▶ _Goal_: Select every line below containing the word "screenshot".

▶ _Provided information_:
----------------

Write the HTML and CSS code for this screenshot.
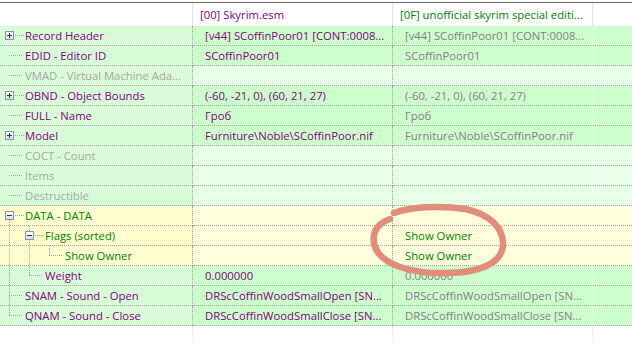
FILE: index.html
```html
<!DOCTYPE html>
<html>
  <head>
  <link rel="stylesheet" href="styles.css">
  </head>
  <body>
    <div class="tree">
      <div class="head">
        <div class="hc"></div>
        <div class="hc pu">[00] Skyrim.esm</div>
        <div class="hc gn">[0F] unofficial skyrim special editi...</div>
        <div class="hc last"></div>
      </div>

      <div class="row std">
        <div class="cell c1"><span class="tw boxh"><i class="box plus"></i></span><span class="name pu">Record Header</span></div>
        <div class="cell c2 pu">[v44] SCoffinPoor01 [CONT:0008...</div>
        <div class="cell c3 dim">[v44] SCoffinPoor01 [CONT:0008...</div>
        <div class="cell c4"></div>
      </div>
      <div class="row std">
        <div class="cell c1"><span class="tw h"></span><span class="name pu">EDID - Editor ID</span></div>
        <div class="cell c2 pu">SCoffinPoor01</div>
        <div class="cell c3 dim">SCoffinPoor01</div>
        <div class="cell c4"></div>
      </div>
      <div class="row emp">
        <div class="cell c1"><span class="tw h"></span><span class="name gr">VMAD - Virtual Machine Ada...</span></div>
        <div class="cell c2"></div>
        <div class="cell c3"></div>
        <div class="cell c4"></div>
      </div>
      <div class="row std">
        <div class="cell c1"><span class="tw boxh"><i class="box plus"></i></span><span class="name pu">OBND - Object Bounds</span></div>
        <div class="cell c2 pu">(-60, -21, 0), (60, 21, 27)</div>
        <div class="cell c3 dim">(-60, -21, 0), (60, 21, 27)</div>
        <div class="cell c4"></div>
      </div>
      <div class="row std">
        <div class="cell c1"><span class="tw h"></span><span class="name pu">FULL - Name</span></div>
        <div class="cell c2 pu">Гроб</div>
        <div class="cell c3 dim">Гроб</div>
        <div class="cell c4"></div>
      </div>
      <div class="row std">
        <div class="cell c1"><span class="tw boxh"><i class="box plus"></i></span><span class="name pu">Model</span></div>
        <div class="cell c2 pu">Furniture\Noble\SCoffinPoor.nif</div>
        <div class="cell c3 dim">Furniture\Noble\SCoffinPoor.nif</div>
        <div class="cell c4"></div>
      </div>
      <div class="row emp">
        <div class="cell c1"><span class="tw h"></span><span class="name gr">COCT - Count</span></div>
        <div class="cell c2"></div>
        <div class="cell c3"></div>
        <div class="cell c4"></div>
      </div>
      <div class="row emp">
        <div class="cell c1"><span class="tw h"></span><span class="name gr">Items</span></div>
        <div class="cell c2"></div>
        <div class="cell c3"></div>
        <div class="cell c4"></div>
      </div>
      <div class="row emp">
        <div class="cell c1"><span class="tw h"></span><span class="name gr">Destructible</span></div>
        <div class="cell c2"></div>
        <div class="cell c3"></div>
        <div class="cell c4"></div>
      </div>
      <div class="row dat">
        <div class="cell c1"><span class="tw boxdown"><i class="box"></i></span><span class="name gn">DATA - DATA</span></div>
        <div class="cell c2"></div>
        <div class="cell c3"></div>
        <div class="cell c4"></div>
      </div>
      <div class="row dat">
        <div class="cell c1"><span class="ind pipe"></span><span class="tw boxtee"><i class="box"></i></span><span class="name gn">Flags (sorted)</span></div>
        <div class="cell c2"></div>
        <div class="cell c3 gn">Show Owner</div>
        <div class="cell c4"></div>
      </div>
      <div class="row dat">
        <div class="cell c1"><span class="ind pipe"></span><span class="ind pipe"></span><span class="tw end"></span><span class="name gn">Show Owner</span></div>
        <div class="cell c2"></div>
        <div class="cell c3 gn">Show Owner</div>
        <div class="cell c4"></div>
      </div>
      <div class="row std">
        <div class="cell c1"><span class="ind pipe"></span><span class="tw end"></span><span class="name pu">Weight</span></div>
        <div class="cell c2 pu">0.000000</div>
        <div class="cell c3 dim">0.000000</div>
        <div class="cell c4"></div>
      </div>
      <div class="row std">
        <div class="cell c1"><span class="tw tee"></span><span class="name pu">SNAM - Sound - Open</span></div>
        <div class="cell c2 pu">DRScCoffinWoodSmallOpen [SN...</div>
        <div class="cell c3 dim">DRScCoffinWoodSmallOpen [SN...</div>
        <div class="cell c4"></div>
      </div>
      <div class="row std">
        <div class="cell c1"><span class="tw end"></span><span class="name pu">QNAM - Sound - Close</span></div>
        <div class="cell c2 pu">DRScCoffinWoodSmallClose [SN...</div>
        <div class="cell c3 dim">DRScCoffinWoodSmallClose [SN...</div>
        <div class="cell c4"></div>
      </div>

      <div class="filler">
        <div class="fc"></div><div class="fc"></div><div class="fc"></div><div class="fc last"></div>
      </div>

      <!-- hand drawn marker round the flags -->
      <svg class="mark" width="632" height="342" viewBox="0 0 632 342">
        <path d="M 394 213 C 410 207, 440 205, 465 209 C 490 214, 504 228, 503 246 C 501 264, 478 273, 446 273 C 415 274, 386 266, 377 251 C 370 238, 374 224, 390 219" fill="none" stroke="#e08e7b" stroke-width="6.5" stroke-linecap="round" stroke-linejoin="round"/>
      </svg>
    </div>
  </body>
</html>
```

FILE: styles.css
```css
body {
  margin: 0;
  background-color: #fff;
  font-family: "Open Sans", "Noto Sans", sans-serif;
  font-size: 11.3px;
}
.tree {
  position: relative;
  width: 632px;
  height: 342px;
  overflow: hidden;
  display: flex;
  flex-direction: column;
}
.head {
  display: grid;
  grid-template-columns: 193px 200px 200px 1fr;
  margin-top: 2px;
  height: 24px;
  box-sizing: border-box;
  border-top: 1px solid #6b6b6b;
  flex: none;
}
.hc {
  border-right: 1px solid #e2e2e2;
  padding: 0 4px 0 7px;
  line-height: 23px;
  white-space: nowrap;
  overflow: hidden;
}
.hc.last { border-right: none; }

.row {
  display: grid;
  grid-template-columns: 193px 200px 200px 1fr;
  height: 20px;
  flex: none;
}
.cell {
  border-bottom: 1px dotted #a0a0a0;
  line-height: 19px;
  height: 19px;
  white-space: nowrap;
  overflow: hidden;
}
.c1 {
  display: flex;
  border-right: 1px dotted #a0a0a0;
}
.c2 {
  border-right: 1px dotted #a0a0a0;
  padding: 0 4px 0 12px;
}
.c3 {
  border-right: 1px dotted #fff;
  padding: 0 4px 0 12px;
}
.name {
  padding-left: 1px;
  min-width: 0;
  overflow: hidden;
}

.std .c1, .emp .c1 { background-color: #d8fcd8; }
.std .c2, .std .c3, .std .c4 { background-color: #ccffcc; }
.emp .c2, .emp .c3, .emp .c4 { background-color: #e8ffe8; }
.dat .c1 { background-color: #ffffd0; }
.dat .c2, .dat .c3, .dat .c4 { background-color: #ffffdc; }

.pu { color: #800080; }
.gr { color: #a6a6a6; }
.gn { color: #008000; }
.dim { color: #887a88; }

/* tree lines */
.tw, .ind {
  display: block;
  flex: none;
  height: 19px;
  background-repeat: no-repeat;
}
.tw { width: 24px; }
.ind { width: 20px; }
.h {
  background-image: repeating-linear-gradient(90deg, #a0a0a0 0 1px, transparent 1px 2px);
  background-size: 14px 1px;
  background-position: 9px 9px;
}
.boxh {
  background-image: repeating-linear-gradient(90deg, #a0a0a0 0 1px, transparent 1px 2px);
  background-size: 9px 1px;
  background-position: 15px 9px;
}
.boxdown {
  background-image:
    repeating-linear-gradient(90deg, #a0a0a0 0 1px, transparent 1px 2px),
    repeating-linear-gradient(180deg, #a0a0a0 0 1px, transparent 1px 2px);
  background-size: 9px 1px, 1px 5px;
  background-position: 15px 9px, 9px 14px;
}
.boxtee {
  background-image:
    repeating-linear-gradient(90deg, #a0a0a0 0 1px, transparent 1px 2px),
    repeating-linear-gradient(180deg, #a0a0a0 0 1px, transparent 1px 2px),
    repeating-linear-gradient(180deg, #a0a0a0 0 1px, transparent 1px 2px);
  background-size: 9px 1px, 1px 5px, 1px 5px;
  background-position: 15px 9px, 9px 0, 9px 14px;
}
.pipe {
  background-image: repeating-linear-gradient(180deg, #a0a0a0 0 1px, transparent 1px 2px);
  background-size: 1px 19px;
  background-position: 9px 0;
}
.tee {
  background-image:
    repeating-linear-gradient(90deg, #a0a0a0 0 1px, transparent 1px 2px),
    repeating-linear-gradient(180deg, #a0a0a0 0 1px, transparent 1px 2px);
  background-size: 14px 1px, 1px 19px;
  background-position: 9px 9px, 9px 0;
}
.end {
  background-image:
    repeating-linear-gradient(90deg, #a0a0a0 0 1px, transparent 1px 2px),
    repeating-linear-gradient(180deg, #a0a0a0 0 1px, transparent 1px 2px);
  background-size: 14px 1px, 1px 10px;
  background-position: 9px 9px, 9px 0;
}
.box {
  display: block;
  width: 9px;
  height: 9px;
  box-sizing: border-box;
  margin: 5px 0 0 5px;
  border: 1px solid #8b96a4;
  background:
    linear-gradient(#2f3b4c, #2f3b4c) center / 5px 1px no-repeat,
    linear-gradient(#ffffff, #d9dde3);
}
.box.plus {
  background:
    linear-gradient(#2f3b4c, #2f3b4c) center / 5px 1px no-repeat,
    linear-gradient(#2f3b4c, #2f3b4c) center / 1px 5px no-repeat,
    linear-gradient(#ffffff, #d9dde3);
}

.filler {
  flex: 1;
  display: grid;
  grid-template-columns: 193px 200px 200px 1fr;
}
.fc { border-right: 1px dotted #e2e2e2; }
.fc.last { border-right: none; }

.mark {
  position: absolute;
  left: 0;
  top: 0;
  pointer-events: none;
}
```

----------------

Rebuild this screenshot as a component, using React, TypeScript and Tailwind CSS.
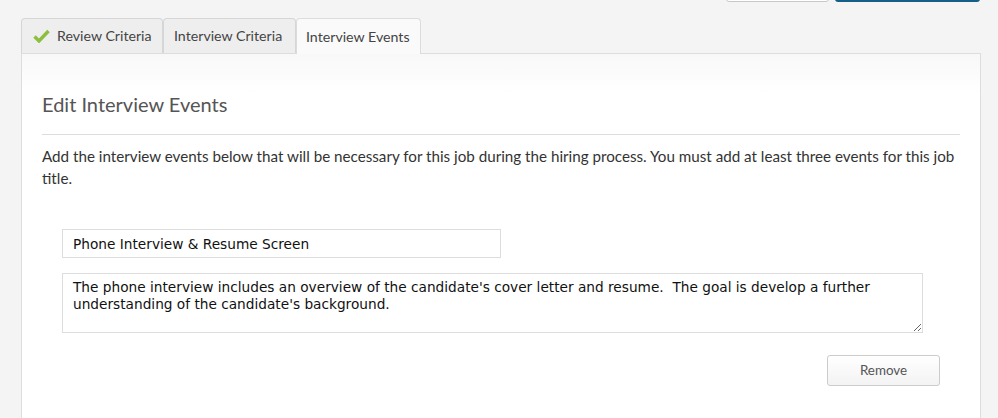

----------------

▶ _Correct result_:
Write the HTML and CSS code for this screenshot.
Rebuild this screenshot as a component, using React, TypeScript and Tailwind CSS.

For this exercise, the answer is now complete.